Only the top seven runners will compete for the Quakers in the Championships. The list as it stands now is senior captain Matt Gioffre, senior Matt Caporaletti, junior Anthony Sager and freshmen Nolan Tully, Dan Treglia, Josh Joseph, Stephen Hayes.

The Quakers are a very young team this year, with almost half the runners hailing from the Class of 2005, something that bodes well for the next three years.

"A lot of the freshmen met their goals for the season within a few weeks, and they are now about 30 seconds ahead of their targets," Penn coach Charlie Powell said.

Thirty seconds may not sound like a whole lot of time since cross country races are often won with times over 25 minutes, but the amount of effort that goes into improving by that much in such a short period is no small matter.

"I expected high mileage and a competitive team when I came to Penn," freshman Matt Van Antwerp said. "I wasn't used to the mileage at first but now I am.

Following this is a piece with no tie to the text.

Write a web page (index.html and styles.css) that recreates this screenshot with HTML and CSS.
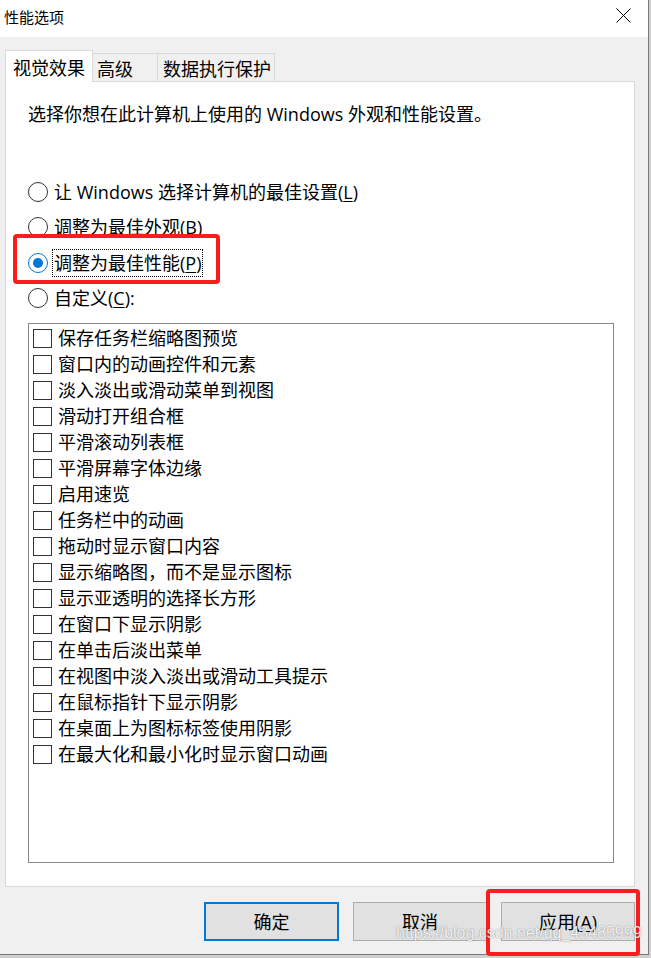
FILE: index.html
```html
<!DOCTYPE html>
<html lang="zh-CN">
<head>
<meta charset="utf-8">
<title>性能选项</title>
<link rel="stylesheet" href="styles.css">
</head>
<body>
<div class="window">
  <div class="titlebar">
    <span class="title">性能选项</span>
    <svg class="close" width="15" height="15" viewBox="0 0 15 15"><path d="M0.5 0.5 L14.5 14.5 M14.5 0.5 L0.5 14.5" stroke="#000" stroke-width="1" fill="none"/></svg>
  </div>
  <div class="content">
    <div class="tabs">
      <div class="tab tab-active">视觉效果</div>
      <div class="tab tab-adv">高级</div>
      <div class="tab tab-dep">数据执行保护</div>
    </div>
    <div class="panel">
      <p class="desc">选择你想在此计算机上使用的 Windows 外观和性能设置。</p>
      <div class="radios">
        <div class="radio-row"><span class="radio"></span><span class="rlabel">让 Windows 选择计算机的最佳设置(<u>L</u>)</span></div>
        <div class="radio-row"><span class="radio"></span><span class="rlabel">调整为最佳外观(<u>B</u>)</span></div>
        <div class="radio-row"><span class="radio radio-on"></span><span class="rlabel rlabel-focus">调整为最佳性能(<u>P</u>)</span></div>
        <div class="radio-row"><span class="radio"></span><span class="rlabel">自定义(<u>C</u>):</span></div>
      </div>
      <div class="listbox">
        <div class="item"><span class="check"></span><span>保存任务栏缩略图预览</span></div>
        <div class="item"><span class="check"></span><span>窗口内的动画控件和元素</span></div>
        <div class="item"><span class="check"></span><span>淡入淡出或滑动菜单到视图</span></div>
        <div class="item"><span class="check"></span><span>滑动打开组合框</span></div>
        <div class="item"><span class="check"></span><span>平滑滚动列表框</span></div>
        <div class="item"><span class="check"></span><span>平滑屏幕字体边缘</span></div>
        <div class="item"><span class="check"></span><span>启用速览</span></div>
        <div class="item"><span class="check"></span><span>任务栏中的动画</span></div>
        <div class="item"><span class="check"></span><span>拖动时显示窗口内容</span></div>
        <div class="item"><span class="check"></span><span>显示缩略图，而不是显示图标</span></div>
        <div class="item"><span class="check"></span><span>显示亚透明的选择长方形</span></div>
        <div class="item"><span class="check"></span><span>在窗口下显示阴影</span></div>
        <div class="item"><span class="check"></span><span>在单击后淡出菜单</span></div>
        <div class="item"><span class="check"></span><span>在视图中淡入淡出或滑动工具提示</span></div>
        <div class="item"><span class="check"></span><span>在鼠标指针下显示阴影</span></div>
        <div class="item"><span class="check"></span><span>在桌面上为图标标签使用阴影</span></div>
        <div class="item"><span class="check"></span><span>在最大化和最小化时显示窗口动画</span></div>
      </div>
    </div>
    <div class="buttons">
      <button class="btn btn-default">确定</button>
      <button class="btn">取消</button>
      <button class="btn">应用(<u>A</u>)</button>
    </div>
  </div>
  <div class="mark mark-radio"></div>
  <div class="mark mark-apply"></div>
  <div class="watermark">https://blog.csdn.net/qq_43485999</div>
</div>
</body>
</html>
```

FILE: styles.css
```css
* { box-sizing: border-box; }
html, body { margin: 0; padding: 0; }
body {
  width: 651px;
  height: 958px;
  background: #cfcfcf;
  font-family: "Open Sans", "Noto Sans CJK SC", sans-serif;
  color: #000;
  overflow: hidden;
}
.window {
  position: relative;
  width: 649px;
  height: 955px;
  border-right: 1px solid #7a7a7a;
  border-bottom: 1px solid #7a7a7a;
  background: #f0f0f0;
}
.titlebar {
  height: 37px;
  background: #fff;
  display: flex;
  align-items: center;
  justify-content: space-between;
  padding-left: 4px;
  padding-right: 17px;
}
.title {
  font-size: 15px;
  line-height: 20px;
  font-family: "Noto Sans CJK SC", sans-serif;
  margin-top: -4px;
}
.close { display: block; margin-top: -6px; }
.content {
  padding: 0 13px 0 5px;
  height: 917px;
}
.tabs {
  display: flex;
  align-items: flex-end;
  height: 44px;
}
.tab {
  font-size: 18px;
  line-height: 24px;
  font-family: "Noto Sans CJK SC", sans-serif;
  border: 1px solid #d9d9d9;
  border-bottom: none;
  border-left: none;
  height: 28px;
  padding-top: 2px;
  background: #f0f0f0;
  white-space: nowrap;
}
.tab-active {
  position: relative;
  z-index: 1;
  width: 88px;
  height: 32px;
  margin-bottom: -1px;
  background: #fff;
  border-left: 1px solid #d9d9d9;
  padding-left: 7px;
  padding-top: 4px;
}
.tab-adv { width: 65px; padding-left: 4px; }
.tab-dep { width: 117px; padding-left: 5px; }
.panel {
  width: 630px;
  height: 806px;
  background: #fff;
  border: 1px solid #d9d9d9;
  padding: 20px 0 0 22px;
}
.desc {
  margin: 0;
  font-size: 18px;
  line-height: 24px;
}
.radios {
  margin-top: 48px;
}
.radio-row {
  height: 35.5px;
  display: flex;
  align-items: center;
}
.radio {
  width: 20px;
  height: 20px;
  border: 1px solid #333;
  border-radius: 50%;
  margin-right: 4px;
  display: flex;
  align-items: center;
  justify-content: center;
  flex: none;
}
.radio-on { border-color: #0078d7; }
.radio-on::after {
  content: "";
  width: 10px;
  height: 10px;
  border-radius: 50%;
  background: #0078d7;
}
.rlabel {
  font-size: 18px;
  line-height: 26px;
  border: 1px solid transparent;
  padding: 0 1px;
  white-space: nowrap;
}
.rlabel-focus { border: 1px dotted #000; }
u { text-underline-offset: 2px; text-decoration-thickness: 1px; }
.listbox {
  margin-top: 7px;
  width: 586px;
  height: 540px;
  border: 1px solid #828790;
  padding: 1px 0 0 4px;
}
.item {
  height: 26px;
  display: flex;
  align-items: center;
  font-size: 18px;
  line-height: 26px;
  white-space: nowrap;
}
.check {
  width: 19px;
  height: 19px;
  border: 1px solid #333;
  margin-right: 6px;
  flex: none;
}
.buttons {
  display: flex;
  justify-content: flex-end;
  gap: 14px;
  margin-top: 15px;
}
.btn {
  width: 134px;
  height: 39px;
  background: #e1e1e1;
  border: 1px solid #adadad;
  font-family: "Open Sans", "Noto Sans CJK SC", sans-serif;
  font-size: 18px;
  line-height: 24px;
  color: #000;
  padding: 0;
}
.btn-default { border: 2px solid #0078d7; width: 135px; }
.mark {
  position: absolute;
  border: 4px solid #fb1d1d;
  border-radius: 4px;
}
.mark-radio { left: 13px; top: 234px; width: 207px; height: 50px; }
.mark-apply { left: 486px; top: 889px; width: 154px; height: 67px; }
.watermark {
  position: absolute;
  left: 396px;
  top: 922px;
  font-family: "Liberation Sans", sans-serif;
  font-size: 16px;
  line-height: 22px;
  color: rgba(255, 255, 255, 0.9);
  text-shadow: 0 0 1px rgba(0, 0, 0, 0.35), 0 0 2px rgba(0, 0, 0, 0.2);
  white-space: nowrap;
}
```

"I was supposed to peak at 70 miles per week, but one week we all beat our goals by about 10 miles and I did 80.5, and then I still hit the mid-seventies the following week."

In spite of their last-place disappointment at Heps on Oct. 26, the Quakers are not discouraged going into this weekend.

"For next season, we are definitely looking for an improvement at Heps," Van Antwerp said. "Our team can definitely be third or fourth. It was just a bad race this year, with a lot of injuries and a lot of people got discouraged, and it all added up to a bad performance."

The intensity of the Ivy League rivalries at Heps is something the freshmen now understand fully, and they are aware of just how hard they will have to work to maintain their focus next year.

"Coming into collegiate competition is a lot like going from high school classes to college classes," Powell said.

"In high school, you can succeed if you read it over once or twice, but in college you have to not only read it, but really understand it. The pressure of collegiate competition is like that too."